--- Start of Data shown ---

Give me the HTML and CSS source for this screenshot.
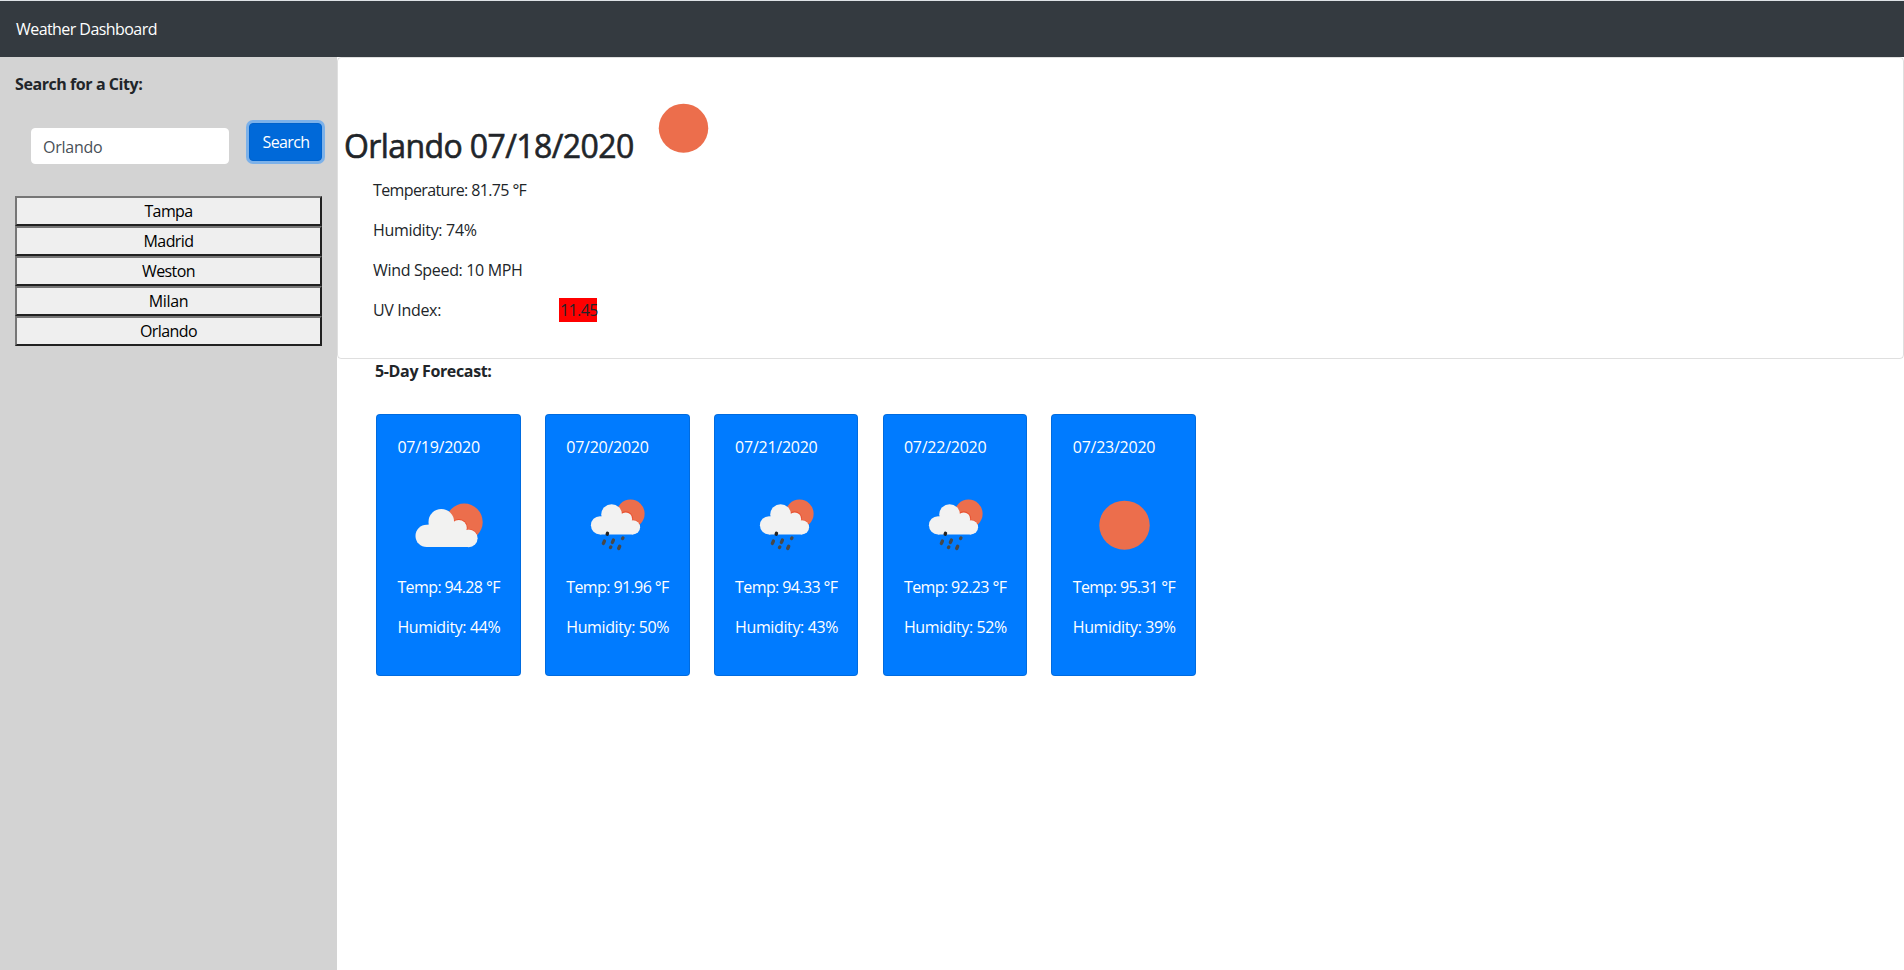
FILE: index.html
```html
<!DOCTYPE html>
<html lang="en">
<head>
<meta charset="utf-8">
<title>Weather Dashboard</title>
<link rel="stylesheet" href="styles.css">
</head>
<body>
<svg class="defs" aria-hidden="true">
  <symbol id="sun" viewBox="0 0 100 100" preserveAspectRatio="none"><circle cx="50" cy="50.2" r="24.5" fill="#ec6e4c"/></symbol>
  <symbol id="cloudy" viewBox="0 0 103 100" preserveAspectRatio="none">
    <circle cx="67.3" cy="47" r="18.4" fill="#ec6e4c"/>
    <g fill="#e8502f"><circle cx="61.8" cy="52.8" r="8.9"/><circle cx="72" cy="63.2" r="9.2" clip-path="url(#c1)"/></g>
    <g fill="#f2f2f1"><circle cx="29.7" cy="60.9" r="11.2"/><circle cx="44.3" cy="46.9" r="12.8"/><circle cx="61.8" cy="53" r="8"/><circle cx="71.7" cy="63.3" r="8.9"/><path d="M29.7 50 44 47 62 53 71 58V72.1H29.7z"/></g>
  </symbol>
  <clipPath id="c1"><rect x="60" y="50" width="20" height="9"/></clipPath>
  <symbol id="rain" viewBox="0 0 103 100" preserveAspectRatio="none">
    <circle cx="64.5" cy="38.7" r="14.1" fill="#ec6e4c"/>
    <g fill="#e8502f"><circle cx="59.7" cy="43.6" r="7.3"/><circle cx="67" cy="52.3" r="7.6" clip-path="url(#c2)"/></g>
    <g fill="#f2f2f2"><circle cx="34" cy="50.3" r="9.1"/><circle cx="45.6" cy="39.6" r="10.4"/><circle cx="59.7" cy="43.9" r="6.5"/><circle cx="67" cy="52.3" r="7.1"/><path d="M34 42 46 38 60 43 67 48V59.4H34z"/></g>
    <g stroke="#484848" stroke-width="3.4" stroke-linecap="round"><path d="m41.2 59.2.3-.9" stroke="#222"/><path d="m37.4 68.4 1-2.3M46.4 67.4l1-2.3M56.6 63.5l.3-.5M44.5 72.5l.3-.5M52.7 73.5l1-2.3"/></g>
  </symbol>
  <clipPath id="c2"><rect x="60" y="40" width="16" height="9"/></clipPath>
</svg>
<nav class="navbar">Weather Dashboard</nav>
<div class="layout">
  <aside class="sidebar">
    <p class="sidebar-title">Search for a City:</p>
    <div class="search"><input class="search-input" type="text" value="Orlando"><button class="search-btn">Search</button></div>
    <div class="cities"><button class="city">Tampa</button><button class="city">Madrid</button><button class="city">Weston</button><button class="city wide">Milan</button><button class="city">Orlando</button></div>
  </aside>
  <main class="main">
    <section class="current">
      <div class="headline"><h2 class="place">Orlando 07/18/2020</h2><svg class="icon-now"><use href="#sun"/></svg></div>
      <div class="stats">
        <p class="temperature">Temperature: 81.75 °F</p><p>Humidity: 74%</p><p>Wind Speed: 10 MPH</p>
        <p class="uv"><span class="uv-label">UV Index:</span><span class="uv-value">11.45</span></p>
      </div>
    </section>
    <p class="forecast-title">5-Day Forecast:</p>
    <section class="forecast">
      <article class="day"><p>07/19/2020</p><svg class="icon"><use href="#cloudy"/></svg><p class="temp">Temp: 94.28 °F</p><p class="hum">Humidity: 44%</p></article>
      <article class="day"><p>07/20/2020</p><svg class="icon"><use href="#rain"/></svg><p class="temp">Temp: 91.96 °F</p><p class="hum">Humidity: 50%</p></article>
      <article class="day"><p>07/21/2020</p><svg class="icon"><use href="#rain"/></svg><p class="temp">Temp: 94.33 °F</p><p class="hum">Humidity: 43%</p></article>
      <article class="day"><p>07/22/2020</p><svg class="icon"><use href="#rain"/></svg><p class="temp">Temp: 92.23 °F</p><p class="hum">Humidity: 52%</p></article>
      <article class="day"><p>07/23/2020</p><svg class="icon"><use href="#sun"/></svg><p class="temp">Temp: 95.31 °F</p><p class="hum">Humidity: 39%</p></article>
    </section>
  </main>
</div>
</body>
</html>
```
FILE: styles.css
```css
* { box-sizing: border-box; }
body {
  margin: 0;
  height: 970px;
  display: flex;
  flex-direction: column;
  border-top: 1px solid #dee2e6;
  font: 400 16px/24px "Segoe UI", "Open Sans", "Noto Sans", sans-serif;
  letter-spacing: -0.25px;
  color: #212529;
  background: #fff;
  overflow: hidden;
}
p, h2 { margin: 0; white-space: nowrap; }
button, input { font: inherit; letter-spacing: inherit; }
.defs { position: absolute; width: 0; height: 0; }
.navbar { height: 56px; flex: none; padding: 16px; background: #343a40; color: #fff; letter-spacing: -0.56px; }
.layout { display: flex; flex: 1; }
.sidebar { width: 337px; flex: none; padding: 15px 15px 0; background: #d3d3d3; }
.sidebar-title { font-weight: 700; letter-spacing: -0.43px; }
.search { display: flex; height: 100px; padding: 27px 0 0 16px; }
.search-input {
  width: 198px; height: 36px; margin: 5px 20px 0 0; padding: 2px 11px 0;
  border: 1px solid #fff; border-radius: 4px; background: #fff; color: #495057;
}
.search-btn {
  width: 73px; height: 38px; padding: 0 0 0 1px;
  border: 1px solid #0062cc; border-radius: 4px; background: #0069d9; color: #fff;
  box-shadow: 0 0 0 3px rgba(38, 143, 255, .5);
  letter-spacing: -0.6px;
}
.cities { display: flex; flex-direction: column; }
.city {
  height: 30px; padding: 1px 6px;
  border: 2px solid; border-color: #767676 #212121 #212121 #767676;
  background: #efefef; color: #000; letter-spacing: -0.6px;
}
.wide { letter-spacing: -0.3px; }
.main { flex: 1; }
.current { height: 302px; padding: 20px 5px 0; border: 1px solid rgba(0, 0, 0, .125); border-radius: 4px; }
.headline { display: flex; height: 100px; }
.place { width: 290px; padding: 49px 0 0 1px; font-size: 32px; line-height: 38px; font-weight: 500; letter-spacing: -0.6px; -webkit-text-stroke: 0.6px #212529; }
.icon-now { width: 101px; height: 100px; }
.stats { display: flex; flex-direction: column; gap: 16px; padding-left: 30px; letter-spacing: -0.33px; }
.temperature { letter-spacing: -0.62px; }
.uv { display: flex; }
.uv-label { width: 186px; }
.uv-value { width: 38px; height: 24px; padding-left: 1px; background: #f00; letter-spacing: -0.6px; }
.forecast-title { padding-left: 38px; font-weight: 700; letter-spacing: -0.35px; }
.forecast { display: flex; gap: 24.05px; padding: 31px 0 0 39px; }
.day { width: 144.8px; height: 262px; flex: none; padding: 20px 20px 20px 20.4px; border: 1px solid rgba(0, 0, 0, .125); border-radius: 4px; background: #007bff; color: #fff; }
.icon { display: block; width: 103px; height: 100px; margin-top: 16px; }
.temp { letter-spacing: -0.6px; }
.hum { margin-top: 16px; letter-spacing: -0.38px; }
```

--- End of Data shown ---

- **Requirements**: Copy the listing word for word, excluding its pictures.

- **Task answer**:
Give me the HTML and CSS source for this screenshot.
FILE: index.html
```html
<!DOCTYPE html>
<html lang="en">
<head>
<meta charset="utf-8">
<title>Weather Dashboard</title>
<link rel="stylesheet" href="styles.css">
</head>
<body>
<svg class="defs" aria-hidden="true">
  <symbol id="sun" viewBox="0 0 100 100" preserveAspectRatio="none"><circle cx="50" cy="50.2" r="24.5" fill="#ec6e4c"/></symbol>
  <symbol id="cloudy" viewBox="0 0 103 100" preserveAspectRatio="none">
    <circle cx="67.3" cy="47" r="18.4" fill="#ec6e4c"/>
    <g fill="#e8502f"><circle cx="61.8" cy="52.8" r="8.9"/><circle cx="72" cy="63.2" r="9.2" clip-path="url(#c1)"/></g>
    <g fill="#f2f2f1"><circle cx="29.7" cy="60.9" r="11.2"/><circle cx="44.3" cy="46.9" r="12.8"/><circle cx="61.8" cy="53" r="8"/><circle cx="71.7" cy="63.3" r="8.9"/><path d="M29.7 50 44 47 62 53 71 58V72.1H29.7z"/></g>
  </symbol>
  <clipPath id="c1"><rect x="60" y="50" width="20" height="9"/></clipPath>
  <symbol id="rain" viewBox="0 0 103 100" preserveAspectRatio="none">
    <circle cx="64.5" cy="38.7" r="14.1" fill="#ec6e4c"/>
    <g fill="#e8502f"><circle cx="59.7" cy="43.6" r="7.3"/><circle cx="67" cy="52.3" r="7.6" clip-path="url(#c2)"/></g>
    <g fill="#f2f2f2"><circle cx="34" cy="50.3" r="9.1"/><circle cx="45.6" cy="39.6" r="10.4"/><circle cx="59.7" cy="43.9" r="6.5"/><circle cx="67" cy="52.3" r="7.1"/><path d="M34 42 46 38 60 43 67 48V59.4H34z"/></g>
    <g stroke="#484848" stroke-width="3.4" stroke-linecap="round"><path d="m41.2 59.2.3-.9" stroke="#222"/><path d="m37.4 68.4 1-2.3M46.4 67.4l1-2.3M56.6 63.5l.3-.5M44.5 72.5l.3-.5M52.7 73.5l1-2.3"/></g>
  </symbol>
  <clipPath id="c2"><rect x="60" y="40" width="16" height="9"/></clipPath>
</svg>
<nav class="navbar">Weather Dashboard</nav>
<div class="layout">
  <aside class="sidebar">
    <p class="sidebar-title">Search for a City:</p>
    <div class="search"><input class="search-input" type="text" value="Orlando"><button class="search-btn">Search</button></div>
    <div class="cities"><button class="city">Tampa</button><button class="city">Madrid</button><button class="city">Weston</button><button class="city wide">Milan</button><button class="city">Orlando</button></div>
  </aside>
  <main class="main">
    <section class="current">
      <div class="headline"><h2 class="place">Orlando 07/18/2020</h2><svg class="icon-now"><use href="#sun"/></svg></div>
      <div class="stats">
        <p class="temperature">Temperature: 81.75 °F</p><p>Humidity: 74%</p><p>Wind Speed: 10 MPH</p>
        <p class="uv"><span class="uv-label">UV Index:</span><span class="uv-value">11.45</span></p>
      </div>
    </section>
    <p class="forecast-title">5-Day Forecast:</p>
    <section class="forecast">
      <article class="day"><p>07/19/2020</p><svg class="icon"><use href="#cloudy"/></svg><p class="temp">Temp: 94.28 °F</p><p class="hum">Humidity: 44%</p></article>
      <article class="day"><p>07/20/2020</p><svg class="icon"><use href="#rain"/></svg><p class="temp">Temp: 91.96 °F</p><p class="hum">Humidity: 50%</p></article>
      <article class="day"><p>07/21/2020</p><svg class="icon"><use href="#rain"/></svg><p class="temp">Temp: 94.33 °F</p><p class="hum">Humidity: 43%</p></article>
      <article class="day"><p>07/22/2020</p><svg class="icon"><use href="#rain"/></svg><p class="temp">Temp: 92.23 °F</p><p class="hum">Humidity: 52%</p></article>
      <article class="day"><p>07/23/2020</p><svg class="icon"><use href="#sun"/></svg><p class="temp">Temp: 95.31 °F</p><p class="hum">Humidity: 39%</p></article>
    </section>
  </main>
</div>
</body>
</html>
```
FILE: styles.css
```css
* { box-sizing: border-box; }
body {
  margin: 0;
  height: 970px;
  display: flex;
  flex-direction: column;
  border-top: 1px solid #dee2e6;
  font: 400 16px/24px "Segoe UI", "Open Sans", "Noto Sans", sans-serif;
  letter-spacing: -0.25px;
  color: #212529;
  background: #fff;
  overflow: hidden;
}
p, h2 { margin: 0; white-space: nowrap; }
button, input { font: inherit; letter-spacing: inherit; }
.defs { position: absolute; width: 0; height: 0; }
.navbar { height: 56px; flex: none; padding: 16px; background: #343a40; color: #fff; letter-spacing: -0.56px; }
.layout { display: flex; flex: 1; }
.sidebar { width: 337px; flex: none; padding: 15px 15px 0; background: #d3d3d3; }
.sidebar-title { font-weight: 700; letter-spacing: -0.43px; }
.search { display: flex; height: 100px; padding: 27px 0 0 16px; }
.search-input {
  width: 198px; height: 36px; margin: 5px 20px 0 0; padding: 2px 11px 0;
  border: 1px solid #fff; border-radius: 4px; background: #fff; color: #495057;
}
.search-btn {
  width: 73px; height: 38px; padding: 0 0 0 1px;
  border: 1px solid #0062cc; border-radius: 4px; background: #0069d9; color: #fff;
  box-shadow: 0 0 0 3px rgba(38, 143, 255, .5);
  letter-spacing: -0.6px;
}
.cities { display: flex; flex-direction: column; }
.city {
  height: 30px; padding: 1px 6px;
  border: 2px solid; border-color: #767676 #212121 #212121 #767676;
  background: #efefef; color: #000; letter-spacing: -0.6px;
}
.wide { letter-spacing: -0.3px; }
.main { flex: 1; }
.current { height: 302px; padding: 20px 5px 0; border: 1px solid rgba(0, 0, 0, .125); border-radius: 4px; }
.headline { display: flex; height: 100px; }
.place { width: 290px; padding: 49px 0 0 1px; font-size: 32px; line-height: 38px; font-weight: 500; letter-spacing: -0.6px; -webkit-text-stroke: 0.6px #212529; }
.icon-now { width: 101px; height: 100px; }
.stats { display: flex; flex-direction: column; gap: 16px; padding-left: 30px; letter-spacing: -0.33px; }
.temperature { letter-spacing: -0.62px; }
.uv { display: flex; }
.uv-label { width: 186px; }
.uv-value { width: 38px; height: 24px; padding-left: 1px; background: #f00; letter-spacing: -0.6px; }
.forecast-title { padding-left: 38px; font-weight: 700; letter-spacing: -0.35px; }
.forecast { display: flex; gap: 24.05px; padding: 31px 0 0 39px; }
.day { width: 144.8px; height: 262px; flex: none; padding: 20px 20px 20px 20.4px; border: 1px solid rgba(0, 0, 0, .125); border-radius: 4px; background: #007bff; color: #fff; }
.icon { display: block; width: 103px; height: 100px; margin-top: 16px; }
.temp { letter-spacing: -0.6px; }
.hum { margin-top: 16px; letter-spacing: -0.38px; }
```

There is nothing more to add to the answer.